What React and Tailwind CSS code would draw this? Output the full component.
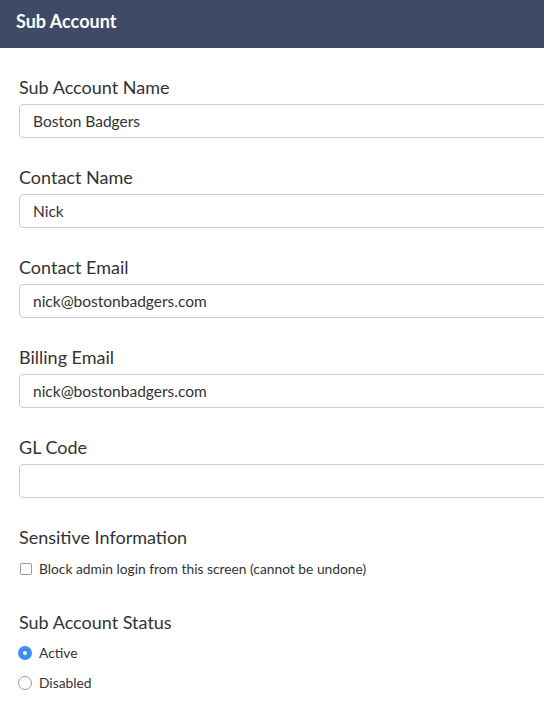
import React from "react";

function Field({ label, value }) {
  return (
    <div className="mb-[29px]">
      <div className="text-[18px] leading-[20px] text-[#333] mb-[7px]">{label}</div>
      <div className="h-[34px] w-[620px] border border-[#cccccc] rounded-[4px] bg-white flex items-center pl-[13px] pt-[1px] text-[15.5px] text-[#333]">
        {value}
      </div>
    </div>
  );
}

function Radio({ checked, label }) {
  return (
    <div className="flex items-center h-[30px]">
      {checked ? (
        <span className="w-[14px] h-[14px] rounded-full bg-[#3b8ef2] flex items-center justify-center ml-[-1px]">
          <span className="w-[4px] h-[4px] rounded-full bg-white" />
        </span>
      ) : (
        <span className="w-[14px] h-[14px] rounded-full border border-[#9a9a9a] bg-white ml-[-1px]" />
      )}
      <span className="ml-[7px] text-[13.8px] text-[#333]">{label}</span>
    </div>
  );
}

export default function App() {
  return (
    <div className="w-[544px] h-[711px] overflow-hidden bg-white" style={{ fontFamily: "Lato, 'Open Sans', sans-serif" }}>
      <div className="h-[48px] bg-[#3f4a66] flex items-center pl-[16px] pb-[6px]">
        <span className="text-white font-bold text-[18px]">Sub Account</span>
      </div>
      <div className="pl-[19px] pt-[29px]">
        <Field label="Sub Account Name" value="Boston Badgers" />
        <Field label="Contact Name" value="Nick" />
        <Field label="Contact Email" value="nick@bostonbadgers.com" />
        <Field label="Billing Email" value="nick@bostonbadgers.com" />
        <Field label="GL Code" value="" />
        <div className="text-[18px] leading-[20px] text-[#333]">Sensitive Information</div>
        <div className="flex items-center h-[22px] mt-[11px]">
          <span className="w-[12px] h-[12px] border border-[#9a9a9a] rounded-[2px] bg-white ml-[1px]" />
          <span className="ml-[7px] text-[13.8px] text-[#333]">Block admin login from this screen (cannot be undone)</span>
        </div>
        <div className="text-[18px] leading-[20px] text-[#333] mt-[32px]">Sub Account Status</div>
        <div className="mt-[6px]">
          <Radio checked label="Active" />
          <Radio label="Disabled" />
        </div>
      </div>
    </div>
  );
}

- [What to do] Every line of the data above should be quoted exactly. Omit the pictures.

- [Result of this exercise]
What React and Tailwind CSS code would draw this? Output the full component.
import React from "react";

function Field({ label, value }) {
  return (
    <div className="mb-[29px]">
      <div className="text-[18px] leading-[20px] text-[#333] mb-[7px]">{label}</div>
      <div className="h-[34px] w-[620px] border border-[#cccccc] rounded-[4px] bg-white flex items-center pl-[13px] pt-[1px] text-[15.5px] text-[#333]">
        {value}
      </div>
    </div>
  );
}

function Radio({ checked, label }) {
  return (
    <div className="flex items-center h-[30px]">
      {checked ? (
        <span className="w-[14px] h-[14px] rounded-full bg-[#3b8ef2] flex items-center justify-center ml-[-1px]">
          <span className="w-[4px] h-[4px] rounded-full bg-white" />
        </span>
      ) : (
        <span className="w-[14px] h-[14px] rounded-full border border-[#9a9a9a] bg-white ml-[-1px]" />
      )}
      <span className="ml-[7px] text-[13.8px] text-[#333]">{label}</span>
    </div>
  );
}

export default function App() {
  return (
    <div className="w-[544px] h-[711px] overflow-hidden bg-white" style={{ fontFamily: "Lato, 'Open Sans', sans-serif" }}>
      <div className="h-[48px] bg-[#3f4a66] flex items-center pl-[16px] pb-[6px]">
        <span className="text-white font-bold text-[18px]">Sub Account</span>
      </div>
      <div className="pl-[19px] pt-[29px]">
        <Field label="Sub Account Name" value="Boston Badgers" />
        <Field label="Contact Name" value="Nick" />
        <Field label="Contact Email" value="nick@bostonbadgers.com" />
        <Field label="Billing Email" value="nick@bostonbadgers.com" />
        <Field label="GL Code" value="" />
        <div className="text-[18px] leading-[20px] text-[#333]">Sensitive Information</div>
        <div className="flex items-center h-[22px] mt-[11px]">
          <span className="w-[12px] h-[12px] border border-[#9a9a9a] rounded-[2px] bg-white ml-[1px]" />
          <span className="ml-[7px] text-[13.8px] text-[#333]">Block admin login from this screen (cannot be undone)</span>
        </div>
        <div className="text-[18px] leading-[20px] text-[#333] mt-[32px]">Sub Account Status</div>
        <div className="mt-[6px]">
          <Radio checked label="Active" />
          <Radio label="Disabled" />
        </div>
      </div>
    </div>
  );
}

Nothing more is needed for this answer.